▶ _EXERCISE BRIEF_
Transcribe all of the material exactly, except for its pictures.

-- START OF INFORMATION SUPPLIED --

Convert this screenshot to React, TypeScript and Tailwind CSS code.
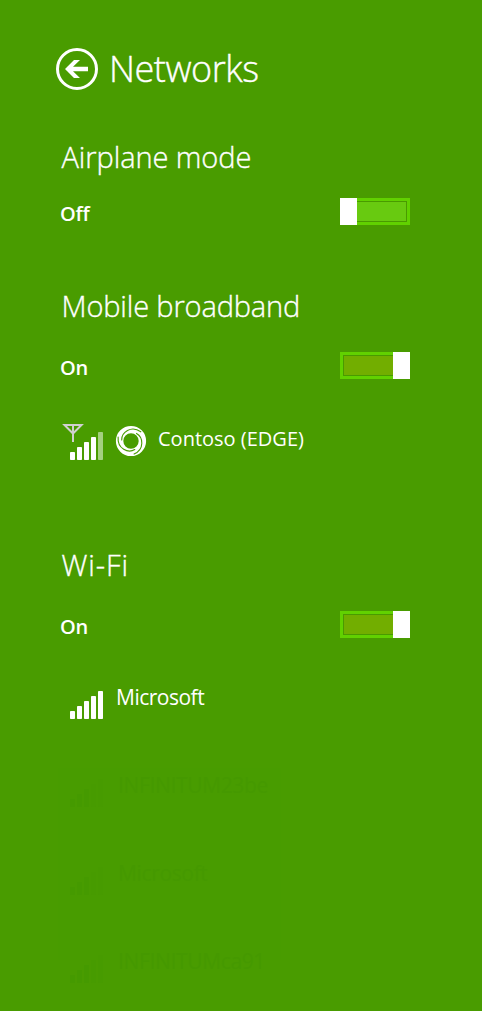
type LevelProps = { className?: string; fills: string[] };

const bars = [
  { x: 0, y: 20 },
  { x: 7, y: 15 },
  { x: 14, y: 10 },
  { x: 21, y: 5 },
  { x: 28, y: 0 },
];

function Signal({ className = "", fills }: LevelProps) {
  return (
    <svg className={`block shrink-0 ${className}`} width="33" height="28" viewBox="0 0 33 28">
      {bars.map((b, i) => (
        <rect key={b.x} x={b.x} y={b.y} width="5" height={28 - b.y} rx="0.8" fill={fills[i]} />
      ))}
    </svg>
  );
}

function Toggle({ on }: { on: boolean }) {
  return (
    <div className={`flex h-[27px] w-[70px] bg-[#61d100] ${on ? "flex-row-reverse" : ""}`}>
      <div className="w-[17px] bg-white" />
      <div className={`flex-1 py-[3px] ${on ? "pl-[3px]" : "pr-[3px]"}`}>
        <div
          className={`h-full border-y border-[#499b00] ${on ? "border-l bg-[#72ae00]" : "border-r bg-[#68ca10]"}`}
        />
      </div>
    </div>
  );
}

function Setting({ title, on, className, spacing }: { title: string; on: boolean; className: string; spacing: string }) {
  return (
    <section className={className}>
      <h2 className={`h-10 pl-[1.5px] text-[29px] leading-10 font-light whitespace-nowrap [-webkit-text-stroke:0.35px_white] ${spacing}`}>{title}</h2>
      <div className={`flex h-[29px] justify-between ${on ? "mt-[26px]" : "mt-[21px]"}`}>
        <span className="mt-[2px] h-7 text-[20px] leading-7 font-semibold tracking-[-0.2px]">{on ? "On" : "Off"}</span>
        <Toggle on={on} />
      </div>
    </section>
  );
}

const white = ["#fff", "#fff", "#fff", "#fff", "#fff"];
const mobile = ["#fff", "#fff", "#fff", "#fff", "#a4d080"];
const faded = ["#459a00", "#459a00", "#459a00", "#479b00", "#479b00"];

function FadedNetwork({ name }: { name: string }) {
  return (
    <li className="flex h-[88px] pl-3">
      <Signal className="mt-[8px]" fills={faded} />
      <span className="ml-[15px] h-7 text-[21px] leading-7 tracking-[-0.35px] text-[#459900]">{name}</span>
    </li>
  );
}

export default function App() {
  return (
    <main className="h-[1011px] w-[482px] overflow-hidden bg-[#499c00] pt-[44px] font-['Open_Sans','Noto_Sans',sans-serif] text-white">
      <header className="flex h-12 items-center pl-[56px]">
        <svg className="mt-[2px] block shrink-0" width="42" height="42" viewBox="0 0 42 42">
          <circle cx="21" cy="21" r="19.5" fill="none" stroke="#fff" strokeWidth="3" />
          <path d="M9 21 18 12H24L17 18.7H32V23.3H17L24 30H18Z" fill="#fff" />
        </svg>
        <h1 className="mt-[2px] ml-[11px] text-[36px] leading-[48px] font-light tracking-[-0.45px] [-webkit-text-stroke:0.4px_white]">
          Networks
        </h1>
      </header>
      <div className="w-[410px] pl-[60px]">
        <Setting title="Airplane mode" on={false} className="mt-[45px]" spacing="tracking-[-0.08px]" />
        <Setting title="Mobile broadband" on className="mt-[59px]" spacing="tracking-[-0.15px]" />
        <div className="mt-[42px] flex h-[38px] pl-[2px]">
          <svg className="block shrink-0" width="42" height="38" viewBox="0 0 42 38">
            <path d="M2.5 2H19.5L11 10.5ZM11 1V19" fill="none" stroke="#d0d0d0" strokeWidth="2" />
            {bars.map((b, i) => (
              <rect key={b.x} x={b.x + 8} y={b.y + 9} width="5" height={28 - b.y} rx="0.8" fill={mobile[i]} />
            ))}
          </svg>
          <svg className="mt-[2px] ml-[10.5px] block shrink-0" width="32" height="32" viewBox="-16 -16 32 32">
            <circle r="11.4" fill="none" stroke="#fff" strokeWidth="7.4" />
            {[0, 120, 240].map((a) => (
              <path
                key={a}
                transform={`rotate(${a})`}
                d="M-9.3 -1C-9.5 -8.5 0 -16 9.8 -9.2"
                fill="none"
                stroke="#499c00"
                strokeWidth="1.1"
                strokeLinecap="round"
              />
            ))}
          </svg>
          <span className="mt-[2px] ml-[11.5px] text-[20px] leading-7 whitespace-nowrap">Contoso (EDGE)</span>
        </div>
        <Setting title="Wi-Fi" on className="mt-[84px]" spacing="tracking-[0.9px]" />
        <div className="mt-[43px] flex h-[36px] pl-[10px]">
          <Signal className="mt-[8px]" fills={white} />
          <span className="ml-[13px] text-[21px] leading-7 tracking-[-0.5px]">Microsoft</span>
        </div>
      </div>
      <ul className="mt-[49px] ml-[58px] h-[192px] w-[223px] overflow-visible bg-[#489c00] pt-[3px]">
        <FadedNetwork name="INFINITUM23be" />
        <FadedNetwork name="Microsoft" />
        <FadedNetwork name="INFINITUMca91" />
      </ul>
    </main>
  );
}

-- END OF INFORMATION SUPPLIED --

▶ _EXERCISE SOLUTION_
Convert this screenshot to React, TypeScript and Tailwind CSS code.
type LevelProps = { className?: string; fills: string[] };

const bars = [
  { x: 0, y: 20 },
  { x: 7, y: 15 },
  { x: 14, y: 10 },
  { x: 21, y: 5 },
  { x: 28, y: 0 },
];

function Signal({ className = "", fills }: LevelProps) {
  return (
    <svg className={`block shrink-0 ${className}`} width="33" height="28" viewBox="0 0 33 28">
      {bars.map((b, i) => (
        <rect key={b.x} x={b.x} y={b.y} width="5" height={28 - b.y} rx="0.8" fill={fills[i]} />
      ))}
    </svg>
  );
}

function Toggle({ on }: { on: boolean }) {
  return (
    <div className={`flex h-[27px] w-[70px] bg-[#61d100] ${on ? "flex-row-reverse" : ""}`}>
      <div className="w-[17px] bg-white" />
      <div className={`flex-1 py-[3px] ${on ? "pl-[3px]" : "pr-[3px]"}`}>
        <div
          className={`h-full border-y border-[#499b00] ${on ? "border-l bg-[#72ae00]" : "border-r bg-[#68ca10]"}`}
        />
      </div>
    </div>
  );
}

function Setting({ title, on, className, spacing }: { title: string; on: boolean; className: string; spacing: string }) {
  return (
    <section className={className}>
      <h2 className={`h-10 pl-[1.5px] text-[29px] leading-10 font-light whitespace-nowrap [-webkit-text-stroke:0.35px_white] ${spacing}`}>{title}</h2>
      <div className={`flex h-[29px] justify-between ${on ? "mt-[26px]" : "mt-[21px]"}`}>
        <span className="mt-[2px] h-7 text-[20px] leading-7 font-semibold tracking-[-0.2px]">{on ? "On" : "Off"}</span>
        <Toggle on={on} />
      </div>
    </section>
  );
}

const white = ["#fff", "#fff", "#fff", "#fff", "#fff"];
const mobile = ["#fff", "#fff", "#fff", "#fff", "#a4d080"];
const faded = ["#459a00", "#459a00", "#459a00", "#479b00", "#479b00"];

function FadedNetwork({ name }: { name: string }) {
  return (
    <li className="flex h-[88px] pl-3">
      <Signal className="mt-[8px]" fills={faded} />
      <span className="ml-[15px] h-7 text-[21px] leading-7 tracking-[-0.35px] text-[#459900]">{name}</span>
    </li>
  );
}

export default function App() {
  return (
    <main className="h-[1011px] w-[482px] overflow-hidden bg-[#499c00] pt-[44px] font-['Open_Sans','Noto_Sans',sans-serif] text-white">
      <header className="flex h-12 items-center pl-[56px]">
        <svg className="mt-[2px] block shrink-0" width="42" height="42" viewBox="0 0 42 42">
          <circle cx="21" cy="21" r="19.5" fill="none" stroke="#fff" strokeWidth="3" />
          <path d="M9 21 18 12H24L17 18.7H32V23.3H17L24 30H18Z" fill="#fff" />
        </svg>
        <h1 className="mt-[2px] ml-[11px] text-[36px] leading-[48px] font-light tracking-[-0.45px] [-webkit-text-stroke:0.4px_white]">
          Networks
        </h1>
      </header>
      <div className="w-[410px] pl-[60px]">
        <Setting title="Airplane mode" on={false} className="mt-[45px]" spacing="tracking-[-0.08px]" />
        <Setting title="Mobile broadband" on className="mt-[59px]" spacing="tracking-[-0.15px]" />
        <div className="mt-[42px] flex h-[38px] pl-[2px]">
          <svg className="block shrink-0" width="42" height="38" viewBox="0 0 42 38">
            <path d="M2.5 2H19.5L11 10.5ZM11 1V19" fill="none" stroke="#d0d0d0" strokeWidth="2" />
            {bars.map((b, i) => (
              <rect key={b.x} x={b.x + 8} y={b.y + 9} width="5" height={28 - b.y} rx="0.8" fill={mobile[i]} />
            ))}
          </svg>
          <svg className="mt-[2px] ml-[10.5px] block shrink-0" width="32" height="32" viewBox="-16 -16 32 32">
            <circle r="11.4" fill="none" stroke="#fff" strokeWidth="7.4" />
            {[0, 120, 240].map((a) => (
              <path
                key={a}
                transform={`rotate(${a})`}
                d="M-9.3 -1C-9.5 -8.5 0 -16 9.8 -9.2"
                fill="none"
                stroke="#499c00"
                strokeWidth="1.1"
                strokeLinecap="round"
              />
            ))}
          </svg>
          <span className="mt-[2px] ml-[11.5px] text-[20px] leading-7 whitespace-nowrap">Contoso (EDGE)</span>
        </div>
        <Setting title="Wi-Fi" on className="mt-[84px]" spacing="tracking-[0.9px]" />
        <div className="mt-[43px] flex h-[36px] pl-[10px]">
          <Signal className="mt-[8px]" fills={white} />
          <span className="ml-[13px] text-[21px] leading-7 tracking-[-0.5px]">Microsoft</span>
        </div>
      </div>
      <ul className="mt-[49px] ml-[58px] h-[192px] w-[223px] overflow-visible bg-[#489c00] pt-[3px]">
        <FadedNetwork name="INFINITUM23be" />
        <FadedNetwork name="Microsoft" />
        <FadedNetwork name="INFINITUMca91" />
      </ul>
    </main>
  );
}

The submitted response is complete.